VGG Configuration, Training, and Results

There are five configurations of the VGG network, from A to E. The configuration’s depth increases from A to B, each with more added layers. The following table describes all possible network architectures.

Source for this and the following images: Simonyan and Zisserman, Arxiv.org

Every configuration follows a common architectural pattern, differing only in depth. Network A  has 11 weight layers (8 convolutional layers and 3 fully connected layers), while network E has 19 weight layers (16 convolutional layers and 3 fully connected layers). 

There are few convolutional layer channels—the number ranges from 64 channels in the first layer to 512 in the last layer (it increases by a factor of two for every max-pooling layer). The figure below shows the total number of parameters in millions. 

The process of training VGG is similar to that of AlexNet (Krizhevsky et al.). They both involve  optimizing a multinomial logistic regression function to achieve backpropagation. VGG uses mini-batches to avoid a vanishing gradient that arises due to the depth of the network.

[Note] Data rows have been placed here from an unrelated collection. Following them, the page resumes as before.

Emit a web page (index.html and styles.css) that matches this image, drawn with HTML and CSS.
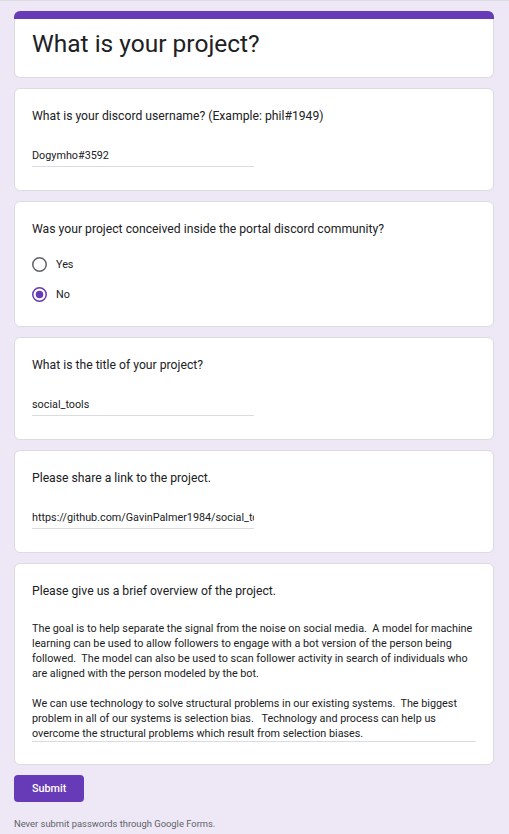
FILE: index.html
```html
<!DOCTYPE html>
<html lang="en">
<head>
<meta charset="utf-8">
<title>What is your project?</title>
<link rel="stylesheet" href="styles.css">
</head>
<body>
<div class="form">
  <div class="header">
    <div class="bar"></div>
    <div class="header-card">
      <h1 class="title">What is your project?</h1>
    </div>
  </div>

  <div class="card">
    <div class="question">What is your discord username? (Example: phil#1949)</div>
    <div class="input">Dogymho#3592</div>
  </div>

  <div class="card choice">
    <div class="question">Was your project conceived inside the portal discord community?</div>
    <div class="options">
      <div class="option">
        <svg class="radio" viewBox="0 0 20 20" width="15" height="15"><circle cx="10" cy="10" r="9" fill="none" stroke="#5f6368" stroke-width="2"/></svg>
        <span>Yes</span>
      </div>
      <div class="option">
        <svg class="radio" viewBox="0 0 20 20" width="15" height="15"><circle cx="10" cy="10" r="9" fill="none" stroke="#673ab7" stroke-width="2"/><circle cx="10" cy="10" r="5" fill="#673ab7"/></svg>
        <span>No</span>
      </div>
    </div>
  </div>

  <div class="card">
    <div class="question">What is the title of your project?</div>
    <div class="input">social_tools</div>
  </div>

  <div class="card">
    <div class="question">Please share a link to the project.</div>
    <div class="input">https://github.com/GavinPalmer1984/social_tools</div>
  </div>

  <div class="card long">
    <div class="question">Please give us a brief overview of the project.</div>
    <div class="textarea">The goal is to help separate the signal from the noise on social media.  A model for machine
learning can be used to allow followers to engage with a bot version of the person being
followed.  The model can also be used to scan follower activity in search of individuals who
are aligned with the person modeled by the bot.

We can use technology to solve structural problems in our existing systems.  The biggest
problem in all of our systems is selection bias.   Technology and process can help us
overcome the structural problems which result from selection biases.</div>
  </div>

  <button class="submit" type="button">Submit</button>
  <div class="footer">Never submit passwords through Google Forms.</div>
</div>
</body>
</html>
```

FILE: styles.css
```css
html, body {
  margin: 0;
}

body {
  background: #ede7f6;
  border-top: 1px solid #dadce0;
  font-family: Roboto, "Liberation Sans", sans-serif;
  color: #202124;
  min-height: 833px;
}

.form {
  width: 480px;
  margin-left: 14px;
  padding-top: 10px;
  display: flex;
  flex-direction: column;
  gap: 10px;
}

.bar {
  height: 8px;
  background: #673ab7;
  border-radius: 6px 6px 0 0;
}

.header-card {
  background: #fff;
  border: 1px solid #dadce0;
  border-top: 0;
  border-radius: 0 0 6px 6px;
  padding: 10px 17px 18px;
}

.title {
  margin: 0;
  font-size: 24.5px;
  line-height: 30px;
  font-weight: 400;
}

.card {
  background: #fff;
  border: 1px solid #dadce0;
  border-radius: 6px;
  padding: 18px 17px 23px;
}

.card.choice {
  padding-bottom: 17px;
}

.card.long {
  padding-bottom: 22px;
}

.question {
  font-size: 12.2px;
  line-height: 18px;
}

.input {
  margin-top: 23px;
  width: 222px;
  font-size: 10.8px;
  line-height: 16px;
  padding-bottom: 2px;
  border-bottom: 1px solid #dadce0;
  white-space: nowrap;
  overflow: hidden;
}

.options {
  margin-top: 11px;
  display: flex;
  flex-direction: column;
}

.option {
  height: 30px;
  display: flex;
  align-items: center;
  gap: 9px;
  font-size: 10.8px;
}

.radio {
  display: block;
  flex: none;
}

.textarea {
  margin-top: 21px;
  font-size: 10.8px;
  line-height: 15px;
  border-bottom: 1px solid #dadce0;
  white-space: pre;
}

.submit {
  align-self: flex-start;
  height: 27px;
  padding: 0 18px;
  border: 0;
  border-radius: 4px;
  background: #673ab7;
  color: #fff;
  font-family: Roboto, "Liberation Sans", sans-serif;
  font-size: 10.8px;
  font-weight: 500;
}

.footer {
  margin-top: 6px;
  font-size: 9.4px;
  line-height: 12px;
  color: #5f6368;
}
```
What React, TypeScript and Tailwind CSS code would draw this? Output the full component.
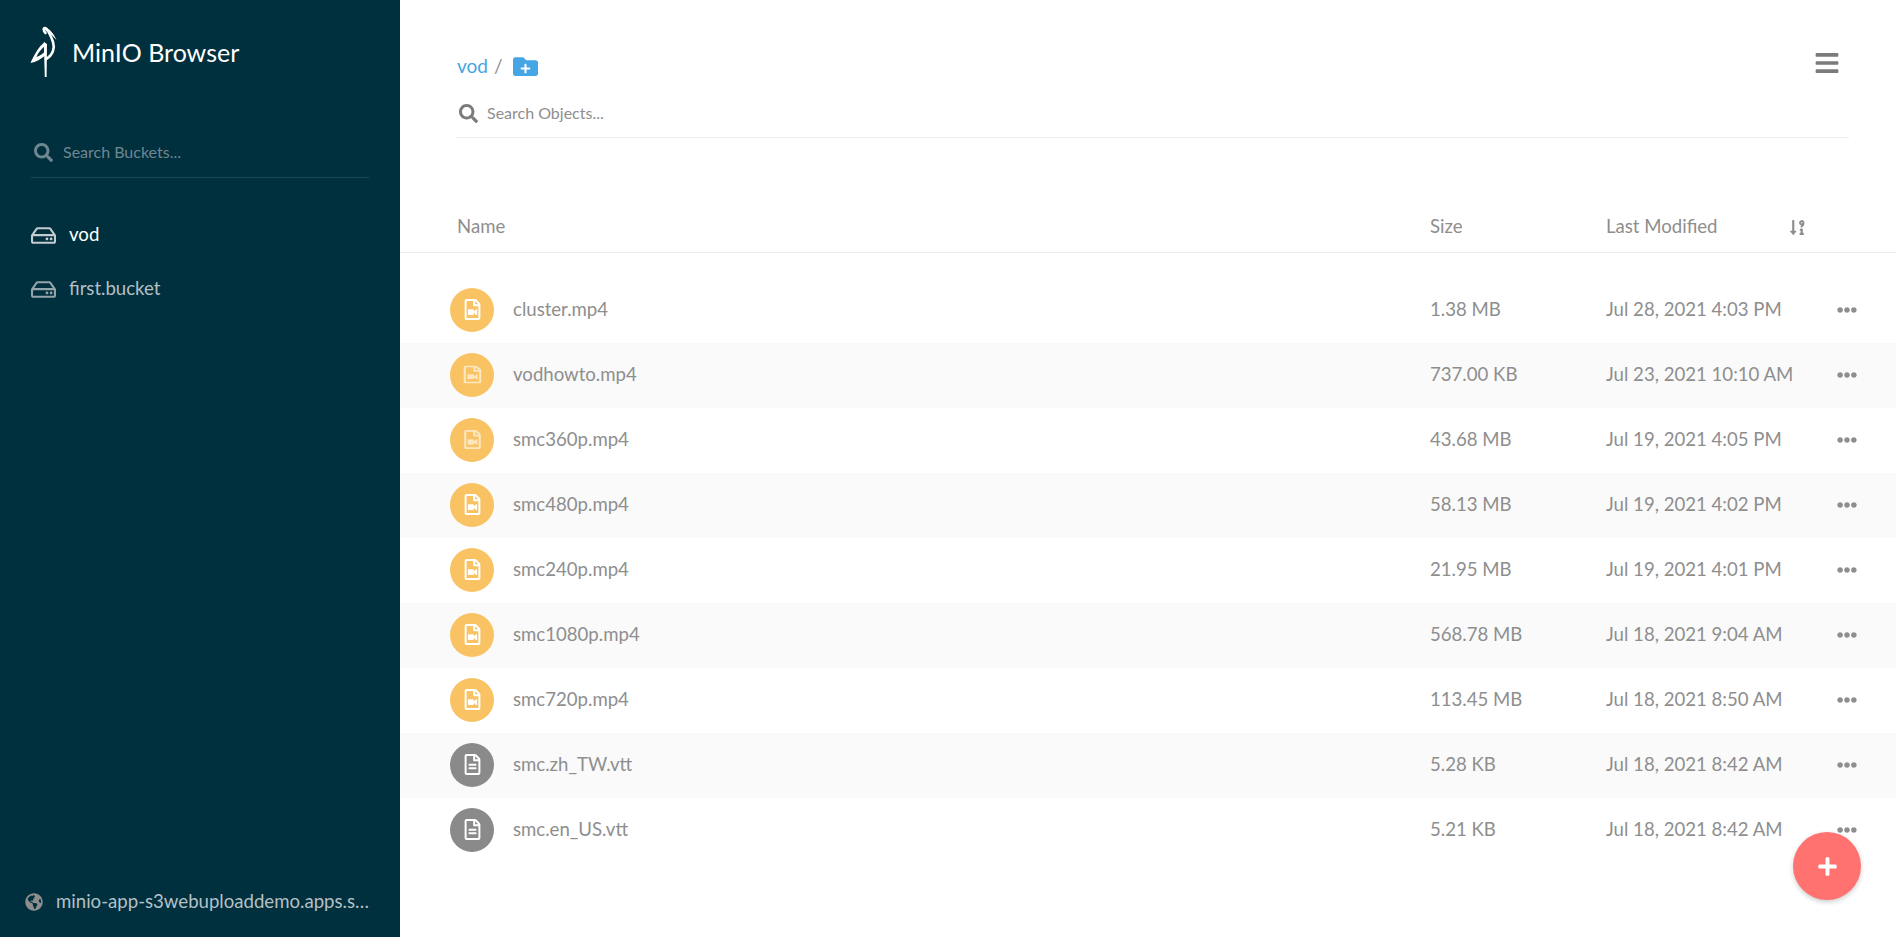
import { FaSearch, FaRegHdd, FaGlobeAmericas, FaBars, FaSortNumericDownAlt, FaEllipsisH, FaPlus, FaRegFileVideo, FaRegFileAlt, FaFolder } from "react-icons/fa";

const files = [
  { name: "cluster.mp4", size: "1.38 MB", date: "Jul 28, 2021 4:03 PM", type: "video", icon: "" },
  { name: "vodhowto.mp4", size: "737.00 KB", date: "Jul 23, 2021 10:10 AM", type: "video", icon: "opacity-60 scale-x-[1.12] scale-y-[0.86]" },
  { name: "smc360p.mp4", size: "43.68 MB", date: "Jul 19, 2021 4:05 PM", type: "video", icon: "opacity-60 scale-x-[1.05] scale-y-[0.92]" },
  { name: "smc480p.mp4", size: "58.13 MB", date: "Jul 19, 2021 4:02 PM", type: "video", icon: "" },
  { name: "smc240p.mp4", size: "21.95 MB", date: "Jul 19, 2021 4:01 PM", type: "video", icon: "" },
  { name: "smc1080p.mp4", size: "568.78 MB", date: "Jul 18, 2021 9:04 AM", type: "video", icon: "" },
  { name: "smc720p.mp4", size: "113.45 MB", date: "Jul 18, 2021 8:50 AM", type: "video", icon: "" },
  { name: "smc.zh_TW.vtt", size: "5.28 KB", date: "Jul 18, 2021 8:42 AM", type: "text", icon: "" },
  { name: "smc.en_US.vtt", size: "5.21 KB", date: "Jul 18, 2021 8:42 AM", type: "text", icon: "" },
];

function Logo() {
  return (
    <svg width="28" height="52" viewBox="10 11 28 52" className="shrink-0">
      {/* head and neck */}
      <path d="M25.5 18 C23 15 23.5 13 25 13 C27 13 31 21 33 27 C35 33 33 40 26 44" fill="none" stroke="#fff" strokeWidth="2.6" strokeLinecap="round" />
      <path d="M24 13 C29 12 34 19 36.5 25 C32 20 29 17 26 16 Z" fill="#fff" />
      {/* leg */}
      <path d="M23.8 27 L27 29 L26.6 62 L24.8 62 Z" fill="#fff" />
      {/* wing */}
      <path d="M25 27 C19 31 14 40 10.5 48 C16 47 21 44 26 40 L26 36 C22 39 20 41 16.5 42 C18 38 21 34 25 31 Z" fill="#fff" />
    </svg>
  );
}

export default function App() {
  return (
    <div className="flex h-screen overflow-hidden bg-white font-['Lato',sans-serif]">
      <aside className="flex w-[400px] shrink-0 flex-col bg-[#002f3e]">
        <div className="flex items-center gap-[14px] pl-[30px] pt-[26px]">
          <Logo />
          <span className="mt-[2px] text-[25px] text-white">MinIO Browser</span>
        </div>
        <div className="mx-[31px] mt-[59px] flex h-[41px] items-center gap-[10px] border-b border-[#1d4552] pl-[3px] pb-[10px]">
          <FaSearch className="text-[19px] text-[#6f8790]" />
          <span className="text-[16px] text-[#6f8790]">Search Buckets...</span>
        </div>
        <div className="mt-[30px] flex flex-col">
          <div className="flex h-[54px] items-center gap-[13px] pl-[31px] text-[18.6px] text-white">
            <FaRegHdd className="text-[25px] text-[#c3ccd0]" />
            vod
          </div>
          <div className="flex h-[54px] items-center gap-[13px] pl-[31px] text-[18.6px] text-[#b4c0c5]">
            <FaRegHdd className="text-[25px] text-[#95a4aa]" />
            first.bucket
          </div>
        </div>
        <div className="mt-auto flex items-center gap-[13px] pb-[21px] pl-[25px] text-[18.6px] text-[#b4c0c5]">
          <FaGlobeAmericas className="shrink-0 text-[18px] text-[#8e8e8e]" />
          <span className="w-[315px] truncate">minio-app-s3webuploaddemo.apps.smc.demo</span>
        </div>
      </aside>

      <main className="relative flex-1 text-[#8e8e8e]">
        <div className="ml-[56px] mr-[47px] border-b border-[#eee] pt-[50px] pb-[12px]">
          <div className="flex items-start justify-between">
            <div className="mt-[2px] flex h-[28px] items-center pl-[1px] text-[19px]">
              <span className="text-[#46a5e5]">vod</span>
              <span className="ml-[6px] text-[#8e8e8e]">/</span>
              <span className="relative ml-[10px] flex items-center justify-center">
                <FaFolder className="text-[25px] text-[#46a5e5]" />
                <FaPlus className="absolute top-[9px] text-[11px] text-white" />
              </span>
            </div>
            <FaBars className="mr-[9px] text-[26px] text-[#7b7b7b]" />
          </div>
          <div className="mt-[21px] flex h-[24px] items-center gap-[9px] pl-[3px]">
            <FaSearch className="text-[19px] text-[#7b7b7b]" />
            <span className="text-[16px]">Search Objects...</span>
          </div>
        </div>

        <div className="mt-[64px] flex h-[51px] items-center border-b border-[#eee] text-[18.6px]">
          <div className="w-[1030px] pl-[57px]">Name</div>
          <div className="w-[176px]">Size</div>
          <div className="w-[183px]">Last Modified</div>
          <FaSortNumericDownAlt className="text-[17px] text-[#8e8e8e]" />
        </div>

        <div className="mt-[25px]">
          {files.map((file, i) => (
            <div
              key={file.name}
              className={`flex h-[65px] items-center pb-[2px] text-[18.6px] ${i % 2 === 1 ? "bg-[#fafafa]" : ""}`}
            >
              <div className="flex w-[1030px] items-center gap-[19px] pl-[50px]">
                <div
                  className={`flex size-[44px] items-center justify-center rounded-full text-white ${
                    file.type === "video" ? "bg-[#f9c363]" : "bg-[#8a8a8a]"
                  }`}
                >
                  {file.type === "video" ? (
                    <FaRegFileVideo className={`text-[21px] ${file.icon}`} />
                  ) : (
                    <FaRegFileAlt className="text-[21px]" />
                  )}
                </div>
                <span>{file.name}</span>
              </div>
              <div className="w-[176px]">{file.size}</div>
              <div className="w-[231px]">{file.date}</div>
              <FaEllipsisH className="text-[20px] text-[#8e8e8e]" />
            </div>
          ))}
        </div>

        <div className="absolute right-[35px] bottom-[37px] flex size-[68px] items-center justify-center rounded-full bg-[#ff726f] shadow-[0_2px_5px_rgba(0,0,0,0.2)]">
          <FaPlus className="text-[21px] text-white" />
        </div>
      </main>
    </div>
  );
}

During training, the batch size was set to be 256, while the momentum was set to be 0.9. The VGG model introduced dropout regularization in two of the fully connected layers, with the dropout ratio set to 0.5. The network’s initial learning rate was 0.001. When the accuracy of the validation set stopped improving, the learning rate decreased by a factor of 10. The learning rate dropped three times, and training ended after 74 epochs (370,000 iterations).

It took 2-3 weeks to train a VGG network using 4 NVIDIA Titan Black GPUs on the ILSVRC dataset on 1.3 million training images.

The VGG16 network far outperformed previous models in the ILSVRC-2012 and 2013 competitions in an image classification task. The VGG16 architecture achieved the best results in terms of single net performance (7.0% test error). The table below shows the error rates.

The two main drawbacks of using VGG are its long training time and large model size of 500MB. Modern architectures use skip connections and inceptions to reduce the number of trainable parameters, improving both accuracy and training time.